Is the NHS overspending or underspending, and what are the implications?

Since the launch of the NHS in 1948, it has remained a free service for the use and benefit of all UK residents. Funded purely by taxation, its yearly budget has long been a bone of contention and is frequently under examination.

The budget for the NHS in England for 2015/16 is £116.4 billion – a figure that requires extensive management and one that is frequently overspent. During the previous financial year, trusts collectively amounted debts in the region of £2.4b billion – a record deficit.
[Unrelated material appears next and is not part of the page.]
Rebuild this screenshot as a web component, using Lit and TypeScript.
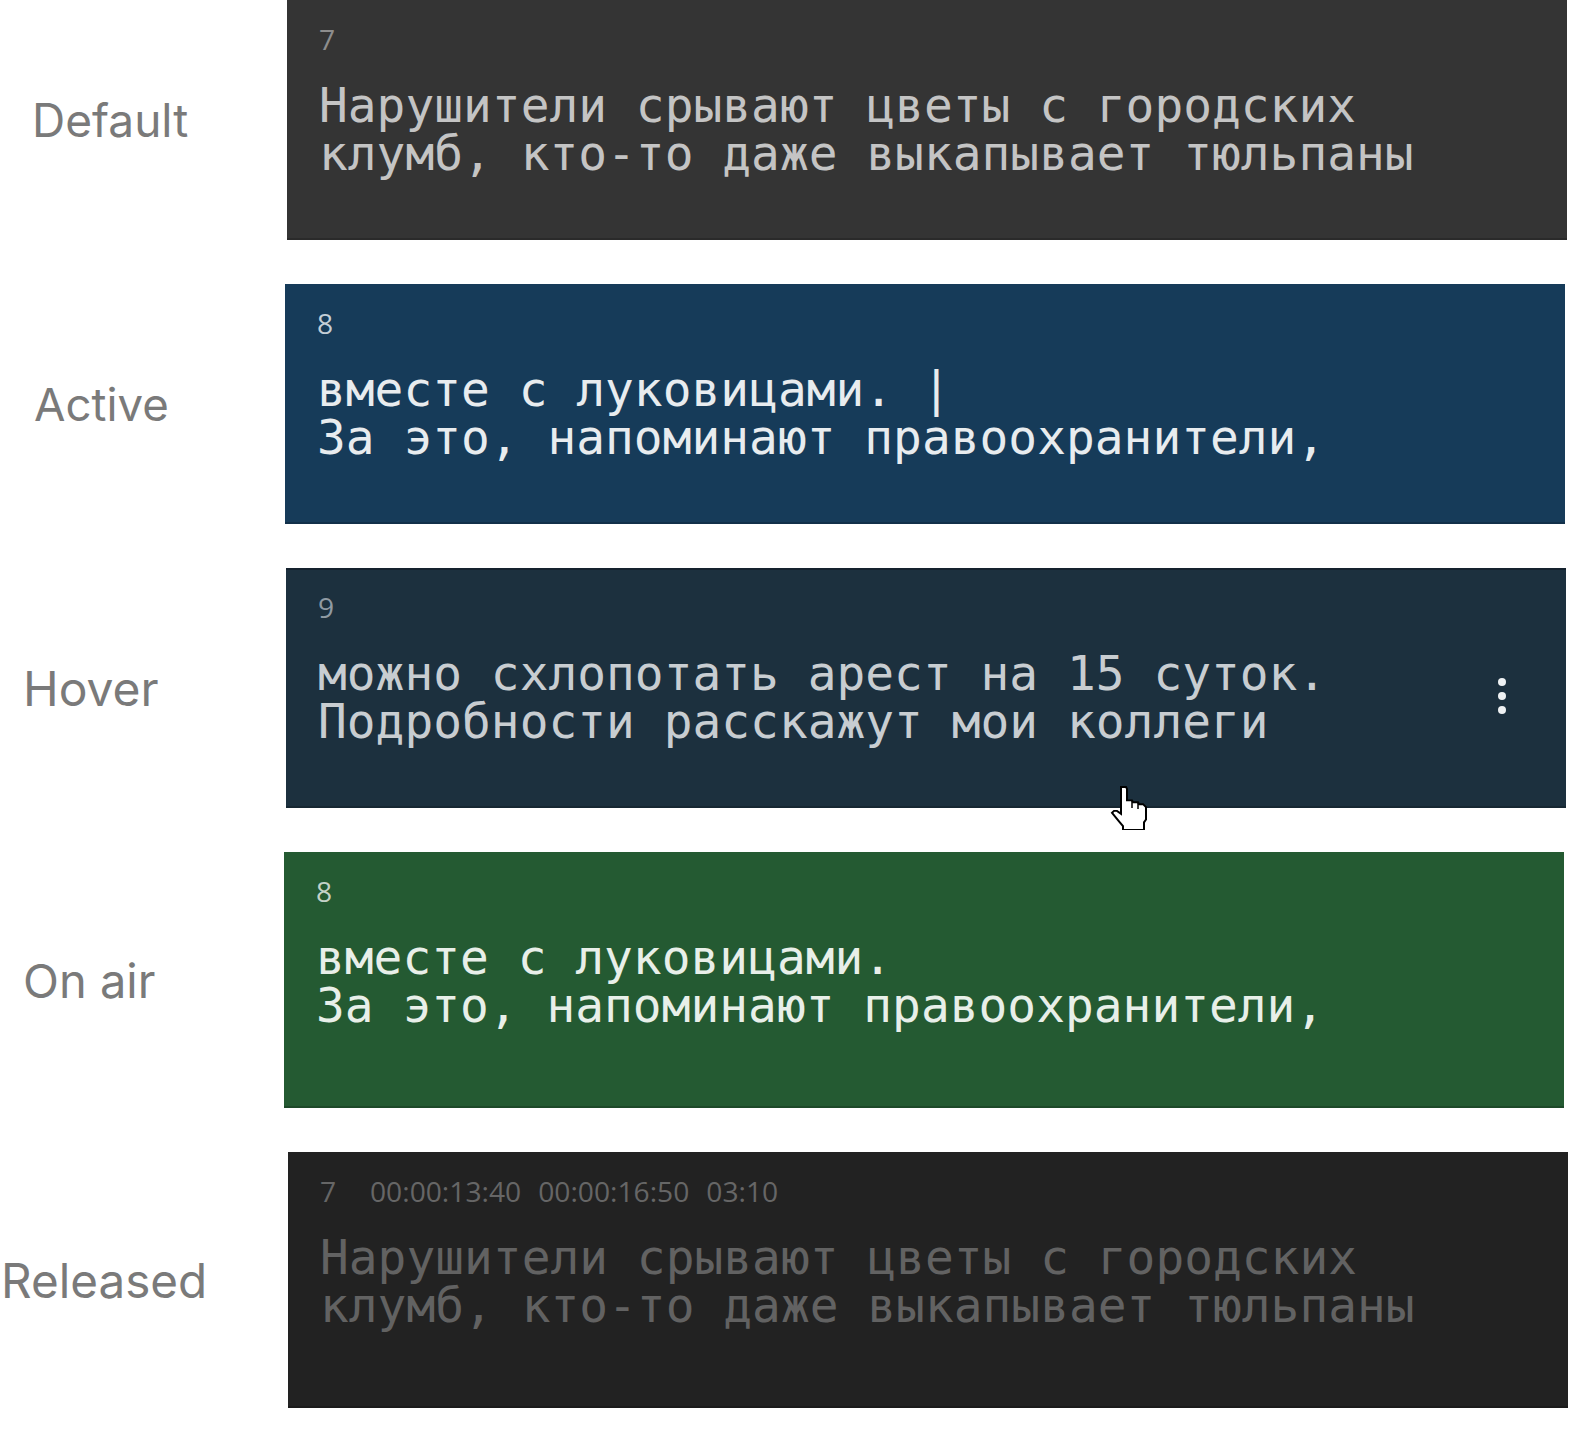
import { LitElement, html, css } from "lit";
import { customElement } from "lit/decorators.js";

const rows = [
  { k: "def", label: "Default", n: "7", lines: ["Нарушители срывают цветы с городских", "клумб, кто-то даже выкапывает тюльпаны"] },
  { k: "act", label: "Active", n: "8", lines: ["вместе с луковицами. |", "За это, напоминают правоохранители,"] },
  { k: "hov", label: "Hover", n: "9", lines: ["можно схлопотать арест на 15 суток.", "Подробности расскажут мои коллеги"] },
  { k: "air", label: "On air", n: "8", lines: ["вместе с луковицами.", "За это, напоминают правоохранители,"] },
  { k: "rel", label: "Released", n: "7", time: ["00:00:13:40", "00:00:16:50", "03:10"], lines: ["Нарушители срывают цветы с городских", "клумб, кто-то даже выкапывает тюльпаны"] },
];

@customElement("app-root")
export class AppRoot extends LitElement {
  static styles = css`
    :host { display: block; width: 1570px; height: 1454px; background: #fff; position: relative; overflow: hidden; }
    .row { display: flex; align-items: center; height: 240px; margin-bottom: 44px; position: relative; }
    .row.air, .row.rel { height: 256px; }
    .label { font-family: Inter, sans-serif; font-size: 46px; color: #7a7a7a; flex: none; box-sizing: border-box; }
    .panel { flex: none; width: 1280px; height: 100%; box-sizing: border-box; padding: 21px 32px 0; border-bottom: 2px solid rgba(0,0,0,.18); }
    .meta { display: flex; font-family: "Open Sans", sans-serif; font-size: 28.2px; line-height: 36px; height: 36px; margin-bottom: 25px; }
    .meta .n { width: 50px; }
    .meta .t { margin-right: 17px; }
    .text { font-family: "DejaVu Sans Mono", monospace; font-size: 47.8px; letter-spacing: 0.03px; line-height: 48px; white-space: pre; font-weight: 400; }
    .def .label { width: 287px; padding-left: 32px; }
    .act .label { width: 285px; padding-left: 34px; font-size: 45.6px; }
    .hov .label { width: 286px; padding-left: 23px; font-size: 48px; }
    .air .label { width: 284px; padding-left: 23px; font-size: 47px; }
    .rel .label { width: 288px; padding-left: 1px; font-size: 47.6px; }
    .def .panel { background: #343434; color: #c4c4c4; }
    .def .meta { color: #8d8d8d; }
    .act .panel { background: #163b59; color: #e8ecef; }
    .act .meta { color: #c4ced6; }
    .hov .panel { background: #1c303e; color: #c8cdd1; position: relative; border-top: 2px solid #15222e; }
    .hov .meta { color: #8f9aa3; margin-top: -2px; }
    .air .panel { background: #245a32; color: #e8efe9; }
    .air .meta { color: #c4d2c8; }
    .rel .panel { background: #222; color: #626262; }
    .rel .meta { color: #666; }
    .dots { position: absolute; right: 60px; top: 108px; display: flex; flex-direction: column; gap: 6px; }
    .dots i { width: 8px; height: 8px; border-radius: 50%; background: #eef1f3; display: block; }
    .cursor { position: absolute; left: 1110px; top: 786px; width: 38px; height: 44px; }
  `;
  render() {
    return html`
      ${rows.map(
        (r) => html`<div class="row ${r.k}">
          <div class="label">${r.label}</div>
          <div class="panel">
            <div class="meta">
              <span class="n">${r.n}</span>
              ${(r.time ?? []).map((t) => html`<span class="t">${t}</span>`)}
            </div>
            <div class="text">${r.lines.join("\n")}</div>
            ${r.k === "hov" ? html`<div class="dots"><i></i><i></i><i></i></div>` : ""}
          </div>
        </div>`
      )}
      <svg class="cursor" viewBox="0 0 38 46" preserveAspectRatio="none">
        <path d="M11 1h5l1 2v12h5l1 2h5l1 2h4l3 3v13l-2 3v8H13v-4l-4-5-7-9 2-2h3l4 3z" fill="#fff" stroke="#000" stroke-width="2"/>
        <path d="M22 15v8M28 17v7" stroke="#000" stroke-width="1.5" fill="none"/>
      </svg>
    `;
  }
}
This was partly due to an increase in the number of hospital staff employed, by 18,000 people, or 1.6%. Foundation trusts spent an extra £1.2bn alone, which was around £660 more than had been planned for.

With such a huge deficit, the NHS budget is under the microscope like never before, and the need to reduce this deficit it well documented.

The King’s Fund think tank has stated that there will be no choice but to relax waiting time targets and cut staffing levels if the government wants to bring NHS finances back under control and there are major initiatives being set by the NHS presently to control spending, but they also warn that this could compromise patient care. Senior policy advisor, Helen McKenna, has publicly stated that;

“Politicians need to be honest with the public about what the NHS can offer with the funding allocated to it. It is no longer credible to argue that the NHS can continue to meet increasing demand for services, deliver current standards of care and stay within its budget. This is widely understood within the NHS and now needs to be debated with the public. There are no easy choices, but it would be disastrous to adopt a mindset that fails to acknowledge the serious state of the NHS in England today.”

Her point is clear – there is simply not enough budget available within the NHS for it to continue providing the level of care that we have all become accustomed to expect. Regulators have already insisted that efforts to try to control the rising costs are beginning to show an impact. Frustrations were also voiced though, that at a time when money is drying up, there are rising demands for healthcare, higher costs associated with it and problems with being able to discharge medically fit patients to a lack of suitable care outside of hospital.

It’s an ongoing challenge, and one that there is no easy answer to. The NHS has acknowledged that there are numerous factors that have led to the overspending, and combatting them is beyond the means of individual trusts. In this situation, problems will be better solved by uniting as an entire health and care system to reshape how services are delivered.